A partir de los setenta, cuando comenzó la agonía del régimen junto a la de su fundador, las condiciones de los presos, y en consecuencia las de sus familias habían cambiado sustancialmente. Aunque los últimos coletazos de la dictadura fueron de una especial y cruel violencia y las cárceles se llenaron de presos, esta propia abundancia de perseguidos movilizó las fuerzas del cambio. Se consiguieron derechos, no sin duras huelgas de hambre, las condenas eran en muchos casos más breves (si excluimos las correspondientes al proceso 1.001 contra dirigentes de Comisiones Obreras, las del proceso de Burgos, o las que condujeron a los últimos fusilamientos del 25 de septiembre de 1975), y se contaba ya con organizaciones nacionales e internacionales solidarias y por la amnistía que funcionaban con gran repercusión.

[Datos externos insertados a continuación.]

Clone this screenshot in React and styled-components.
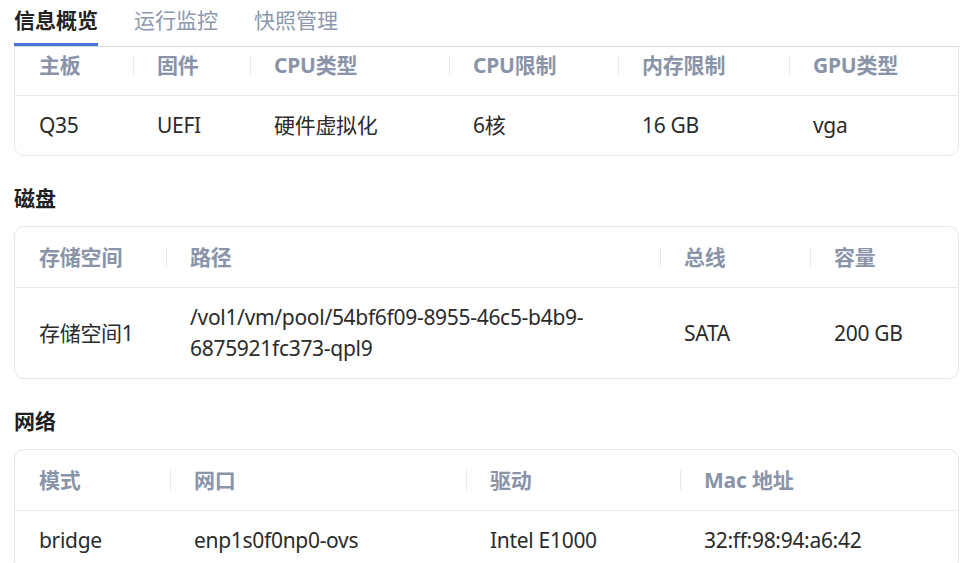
import React, { useLayoutEffect, useRef } from "react";
import styled, { createGlobalStyle } from "styled-components";

const Global = createGlobalStyle`
  html, body { margin: 0; padding: 0; background: #fff; }
  body {
    font-family: "Segoe UI", "Noto Sans", "Noto Sans CJK SC", sans-serif;
    color: #262626;
  }
  * { box-sizing: border-box; }
`;

const Viewport = styled.div`
  height: 100vh;
  overflow-y: auto;
  scrollbar-width: none;
  padding: 0 6px 0 14px;
  &::-webkit-scrollbar { display: none; }
`;

const TabBar = styled.div`
  position: sticky;
  top: 0;
  z-index: 2;
  background: #fff;
  display: flex;
  gap: 36px;
  border-bottom: 1px solid #d3d9e5;
`;

const Tab = styled.div`
  font-size: 21px;
  line-height: 30px;
  padding: 5px 0 8px;
  border-bottom: 3px solid ${(p) => (p.$active ? "#4b73d8" : "transparent")};
  color: ${(p) => (p.$active ? "#222" : "#8e98ac")};
  font-weight: ${(p) => (p.$active ? 600 : 400)};
  cursor: pointer;
`;

const Content = styled.div`
  padding-top: 16px;
  padding-bottom: 40px;
`;

const Section = styled.section`
  & + & { margin-top: 28px; }
`;

const Title = styled.h3`
  margin: 0 0 14px;
  font-size: 21px;
  line-height: 28px;
  font-weight: 700;
  color: #1f1f1f;
`;

const Card = styled.div`
  border: 1px solid #e3e8ef;
  border-radius: 10px;
  overflow: hidden;
  background: #fff;
`;

const Row = styled.div`
  display: grid;
  grid-template-columns: ${(p) => p.$cols};
  & + & { border-top: 1px solid #e6eaf0; }
`;

const HeadCell = styled.div`
  position: relative;
  padding: 14px 24px;
  font-size: 21px;
  line-height: 32px;
  font-weight: 700;
  color: #8a94a9;
  white-space: nowrap;
  letter-spacing: -0.2px;
  & + &::before {
    content: "";
    position: absolute;
    left: 0;
    top: 50%;
    width: 1px;
    height: 20px;
    transform: translateY(-50%);
    background: #e6e9ef;
  }
`;

const Cell = styled.div`
  padding: 14px 24px;
  font-size: 21px;
  line-height: 31px;
  color: #2b2b2b;
  letter-spacing: -0.3px;
  display: flex;
  align-items: center;
  overflow-wrap: anywhere;
`;

function InfoTable({ cols, heads, rows }) {
  return (
    <Card>
      <Row $cols={cols}>
        {heads.map((h) => (
          <HeadCell key={h}>{h}</HeadCell>
        ))}
      </Row>
      {rows.map((r, i) => (
        <Row $cols={cols} key={i}>
          {r.map((c, j) => (
            <Cell key={j}>{c}</Cell>
          ))}
        </Row>
      ))}
    </Card>
  );
}

export default function App() {
  const ref = useRef(null);
  useLayoutEffect(() => {
    if (ref.current) ref.current.scrollTop = 29;
  }, []);

  return (
    <>
      <Global />
      <Viewport ref={ref}>
        <TabBar>
          <Tab $active>信息概览</Tab>
          <Tab>运行监控</Tab>
          <Tab>快照管理</Tab>
        </TabBar>
        <Content>
          <Section>
            <InfoTable
              cols="118px 117px 199px 169px 171px 1fr"
              heads={["主板", "固件", "CPU类型", "CPU限制", "内存限制", "GPU类型"]}
              rows={[["Q35", "UEFI", "硬件虚拟化", "6核", "16 GB", "vga"]]}
            />
          </Section>
          <Section>
            <Title>磁盘</Title>
            <InfoTable
              cols="151px 494px 150px 1fr"
              heads={["存储空间", "路径", "总线", "容量"]}
              rows={[
                [
                  "存储空间1",
                  "/vol1/vm/pool/54bf6f09-8955-46c5-b4b9-6875921fc373-qpl9",
                  "SATA",
                  "200 GB",
                ],
              ]}
            />
          </Section>
          <Section>
            <Title>网络</Title>
            <InfoTable
              cols="155px 296px 214px 1fr"
              heads={["模式", "网口", "驱动", "Mac 地址"]}
              rows={[["bridge", "enp1s0f0np0-ovs", "Intel E1000", "32:ff:98:94:a6:42"]]}
            />
          </Section>
        </Content>
      </Viewport>
    </>
  );
}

También había cambiado la sociedad española y ser preso político ya no constituía un estigma que condenara también a sus familiares. Al contrario, en muchos casos era ya una medalla que los ennoblecía.

Simón Sánchez Montero y Santiago Álvarez
saliendo de Carabanchel tras la amnistía.
Muerto Franco y agotada la dictadura en unos estertores espasmódicos y sanguinolentos, llegó la democracia, o este algo parecido que vivimos, y aunque algunos de los que habían sido presos políticos tuvieron un cierto papel representativo en los últimos setenta, la mayoría de ellos siguieron con sus vidas cotidianas como si la cárcel hubiera sido sólo una anécdota en su vida, luchando, pero sin ponerse medallas para escalar sillones.

Sus mujeres, que sólo en casos excepcionales habían salido del anonimato, siguieron en él, como la vecina del piso de abajo, que sale a la compra, juega con sus nietos o riega las macetas del balcón. Nadie les ha reconocido su historia, pero ellas siguen ahí: rebeldes, críticas, orgullosas de su pasado, preocupadas por el presente y esperanzadas por el futuro.